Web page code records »
+ + +

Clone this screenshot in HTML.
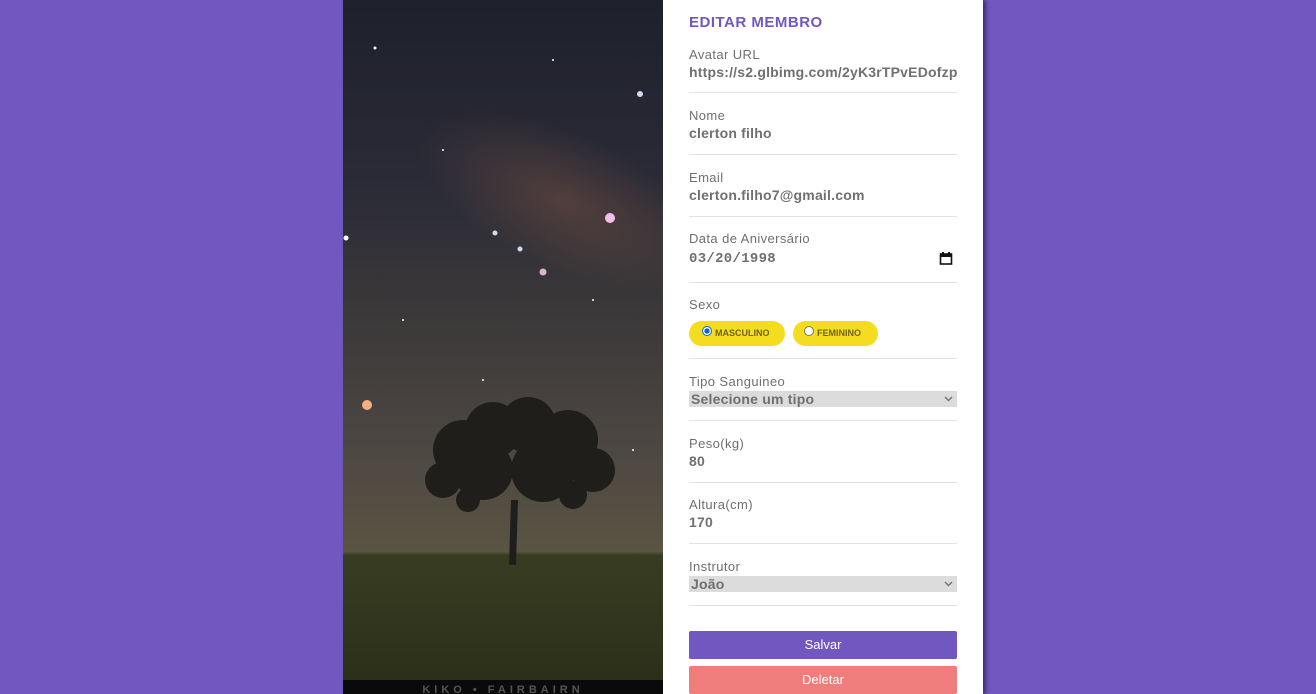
<!DOCTYPE html>
<html><head><meta charset="utf-8"><style>
body{margin:0;width:1316px;height:694px;background:#7157c0;font-family:"Liberation Sans",sans-serif;overflow:hidden;position:relative}
.card{position:absolute;left:343px;top:0;width:640px;height:694px;background:#fff;box-shadow:3px 0 4px rgba(0,0,0,.45)}
.img{position:absolute;left:343px;top:0;width:320px;height:694px;overflow:hidden;
background:linear-gradient(180deg,#1e202c 0%,#292a36 25%,#3b3839 45%,#4a4541 62%,#5a5443 79.5%,#373c22 80%,#2c3019 98%,#0a0a0a 98%)}
.t{position:absolute;left:689px;color:#6e6e6e}
.lab{font-size:13px;letter-spacing:.4px;color:#6f6f6f}
.val{font-size:14px;font-weight:bold;color:#707070;letter-spacing:.2px}
.hr{position:absolute;left:689px;width:268px;height:1px;background:#e3e3e3}
.sel{position:absolute;left:689px;width:268px;height:16px;background:#dcdcdc;font-size:14px;font-weight:bold;color:#6f6f6f;line-height:16px;padding-left:2px;box-sizing:border-box;letter-spacing:.2px}
.sel svg{position:absolute;right:4px;top:5px}
.pill{position:absolute;top:321px;height:25px;border-radius:13px;background:#f4dc1f;font-size:9px;font-weight:bold;color:#6d6420;line-height:25px}
.pill i{display:inline-block;width:8px;height:8px;border-radius:50%;border:1px solid #777;background:#fff;vertical-align:0;margin:0 3px 0 11px}
.btn{position:absolute;left:689px;width:268px;height:28px;border-radius:2px;color:#fff;font-size:13px;text-align:center;line-height:28px}
</style></head><body>
<div class="card"></div>
<div class="img">
<div style="position:absolute;left:60px;top:130px;width:320px;height:140px;background:radial-gradient(ellipse,rgba(150,95,70,.35),transparent 70%);transform:rotate(25deg)"></div>
<svg width="320" height="694" style="position:absolute;left:0;top:0">
<g fill="#fff">
<circle cx="297" cy="94" r="3" fill="#cde"/><circle cx="267" cy="218" r="5" fill="#f0c0e8"/><circle cx="152" cy="233" r="2.5" fill="#cde"/><circle cx="177" cy="249" r="2.5" fill="#cde"/><circle cx="200" cy="272" r="3.5" fill="#e0b0d0"/><circle cx="24" cy="405" r="5" fill="#f6b080"/><circle cx="3" cy="238" r="2.5"/><circle cx="32" cy="48" r="1.5"/><circle cx="100" cy="150" r="1"/><circle cx="250" cy="300" r="1"/><circle cx="60" cy="320" r="1"/><circle cx="210" cy="60" r="1"/><circle cx="140" cy="380" r="1"/><circle cx="290" cy="450" r="1"/>
</g>
<g fill="#1f1e1b">
<path d="M166 565 L168 500 L175 500 L173 565Z"/>
<circle cx="120" cy="450" r="30"/><circle cx="150" cy="430" r="28"/><circle cx="185" cy="425" r="28"/><circle cx="225" cy="440" r="30"/><circle cx="250" cy="470" r="22"/><circle cx="100" cy="480" r="18"/><circle cx="140" cy="470" r="30"/><circle cx="200" cy="470" r="32"/><circle cx="230" cy="495" r="14"/><circle cx="125" cy="500" r="12"/>
</g>
<text x="160" y="693" fill="#555" font-size="11" font-weight="bold" text-anchor="middle" letter-spacing="4" font-family="Liberation Sans">KIKO • FAIRBAIRN</text>
</svg></div>
<div class="t" style="top:14px;font-size:15px;font-weight:bold;color:#7157c0;letter-spacing:.5px">EDITAR MEMBRO</div>
<div class="t lab" style="top:47px">Avatar URL</div><div class="t val" style="top:64px">https://s2.glbimg.com/2yK3rTPvEDofzp</div>
<div class="hr" style="top:92px"></div>
<div class="t lab" style="top:108px">Nome</div><div class="t val" style="top:125px">clerton filho</div>
<div class="hr" style="top:154px"></div>
<div class="t lab" style="top:170px">Email</div><div class="t val" style="top:187px">clerton.filho7@gmail.com</div>
<div class="hr" style="top:216px"></div>
<div class="t lab" style="top:231px">Data de Aniversário</div>
<div class="t" style="top:251px;font-family:'Liberation Mono',monospace;font-weight:bold;font-size:14px;color:#6f6f6f;letter-spacing:.3px">03/20/1998</div>
<svg style="position:absolute;left:939px;top:251px" width="14" height="14"><rect x="1.5" y="3" width="11" height="10" fill="none" stroke="#111" stroke-width="1.6"/><rect x="1.5" y="3" width="11" height="3" fill="#111"/><rect x="3" y="1" width="2" height="3" fill="#111"/><rect x="9" y="1" width="2" height="3" fill="#111"/></svg>
<div class="hr" style="top:282px"></div>
<div class="t lab" style="top:297px">Sexo</div>
<div class="pill" style="left:689px;width:96px"><i style="border-color:#0a62d8;background:radial-gradient(#0a62d8 45%,#fff 50%);margin-left:13px"></i>MASCULINO</div>
<div class="pill" style="left:793px;width:85px"><i></i>FEMININO</div>
<div class="hr" style="top:358px"></div>
<div class="t lab" style="top:374px">Tipo Sanguineo</div>
<div class="sel" style="top:391px">Selecione um tipo<svg width="9" height="6"><path d="M1 1l3.5 3.5L8 1" fill="none" stroke="#777" stroke-width="1.5"/></svg></div>
<div class="hr" style="top:420px"></div>
<div class="t lab" style="top:436px">Peso(kg)</div><div class="t val" style="top:453px">80</div>
<div class="hr" style="top:482px"></div>
<div class="t lab" style="top:497px">Altura(cm)</div><div class="t val" style="top:514px">170</div>
<div class="hr" style="top:543px"></div>
<div class="t lab" style="top:559px">Instrutor</div>
<div class="sel" style="top:576px">João<svg width="9" height="6"><path d="M1 1l3.5 3.5L8 1" fill="none" stroke="#777" stroke-width="1.5"/></svg></div>
<div class="hr" style="top:605px"></div>
<div class="btn" style="top:631px;background:#7157c0">Salvar</div>
<div class="btn" style="top:666px;background:#ef7d7b">Deletar</div>
</body></html>
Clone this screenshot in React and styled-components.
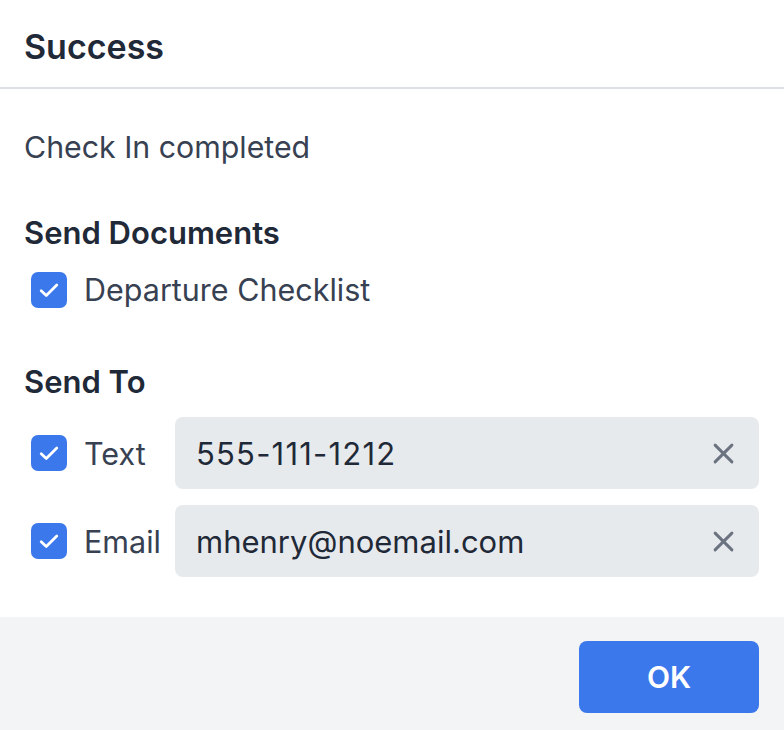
import React from "react";
import styled, { createGlobalStyle } from "styled-components";

const Global = createGlobalStyle`
  html, body { margin: 0; padding: 0; background: #ffffff; }
  body { font-family: Inter, "Noto Sans", "Liberation Sans", sans-serif; -webkit-font-smoothing: antialiased; }
  * { box-sizing: border-box; }
`;

const Dialog = styled.div`
  width: 784px;
  height: 730px;
  display: flex;
  flex-direction: column;
  background: #ffffff;
`;

const Header = styled.div`
  height: 89px;
  padding: 5px 24px 0;
  display: flex;
  align-items: center;
  border-bottom: 2px solid #dcdfe3;
`;

const Title = styled.h1`
  margin: 0;
  font-size: 34px;
  font-weight: 600;
  color: #1f2937;
`;

const Body = styled.div`
  flex: 1;
  padding: 38px 25px 0 24px;
  display: flex;
  flex-direction: column;
`;

const Message = styled.p`
  margin: 0;
  font-size: 30.3px;
  line-height: 40px;
  color: #374151;
`;

const SectionTitle = styled.h2`
  margin: ${(p) => p.$top}px 0 0;
  font-size: 31px;
  line-height: 40px;
  font-weight: 600;
  color: #1f2937;
`;

const CheckRow = styled.label`
  display: flex;
  align-items: center;
  gap: 17px;
  padding-left: 7px;
  margin-top: 18px;
  font-size: 30.5px;
  color: #374151;
`;

const Box = styled.span`
  width: 36px;
  height: 36px;
  border-radius: 7px;
  background: #3b78eb;
  display: inline-flex;
  align-items: center;
  justify-content: center;
  flex-shrink: 0;
`;

const Grid = styled.div`
  display: grid;
  grid-template-columns: 136px 1fr;
  column-gap: 15px;
  row-gap: 16px;
  margin-top: 15px;
  align-items: center;
`;

const FieldLabel = styled(CheckRow)`
  margin-top: 0;
  white-space: nowrap;
`;

const Field = styled.div`
  height: 72px;
  border-radius: 8px;
  background: #e7eaed;
  display: flex;
  align-items: center;
  padding: 0 25px 0 21px;
`;

const Value = styled.span`
  flex: 1;
  font-size: 31px;
  color: #1f2937;
  letter-spacing: ${(p) => p.$spacing || 0}px;
`;

const Clear = styled.button`
  border: 0;
  background: transparent;
  padding: 0;
  display: inline-flex;
  color: #6b7280;
  cursor: pointer;
`;

const Footer = styled.div`
  height: 113px;
  background: #f3f4f6;
  display: flex;
  justify-content: flex-end;
  align-items: flex-start;
  padding: 24px 25px 0 0;
`;

const Button = styled.button`
  width: 180px;
  height: 72px;
  border: 0;
  border-radius: 8px;
  background: #3b78eb;
  color: #ffffff;
  font-family: inherit;
  font-size: 30px;
  font-weight: 600;
  cursor: pointer;
`;

const Check = () => (
  <Box>
    <svg width="26" height="26" viewBox="0 0 20 20" fill="none">
      <path d="M4 10.6l3.9 3.7L16 6.2" stroke="#fff" strokeWidth="2.1" strokeLinecap="round" strokeLinejoin="round" />
    </svg>
  </Box>
);

const XIcon = () => (
  <svg width="21" height="21" viewBox="0 0 20 20" fill="none">
    <path d="M2 2l16 16M18 2L2 18" stroke="currentColor" strokeWidth="2.8" strokeLinecap="round" />
  </svg>
);

export default function App() {
  return (
    <>
      <Global />
      <Dialog>
        <Header>
          <Title>Success</Title>
        </Header>
        <Body>
          <Message>Check In completed</Message>
          <SectionTitle $top={46}>Send Documents</SectionTitle>
          <CheckRow>
            <Check />
            Departure Checklist
          </CheckRow>
          <SectionTitle $top={54}>Send To</SectionTitle>
          <Grid>
            <FieldLabel>
              <Check />
              Text
            </FieldLabel>
            <Field>
              <Value $spacing={1.2}>555-111-1212</Value>
              <Clear aria-label="Clear"><XIcon /></Clear>
            </Field>
            <FieldLabel>
              <Check />
              Email
            </FieldLabel>
            <Field>
              <Value>mhenry@noemail.com</Value>
              <Clear aria-label="Clear"><XIcon /></Clear>
            </Field>
          </Grid>
        </Body>
        <Footer>
          <Button>OK</Button>
        </Footer>
      </Dialog>
    </>
  );
}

+ + +

Extract from the data every line where "React" shows up.

Clone this screenshot in React and styled-components.
import React from "react";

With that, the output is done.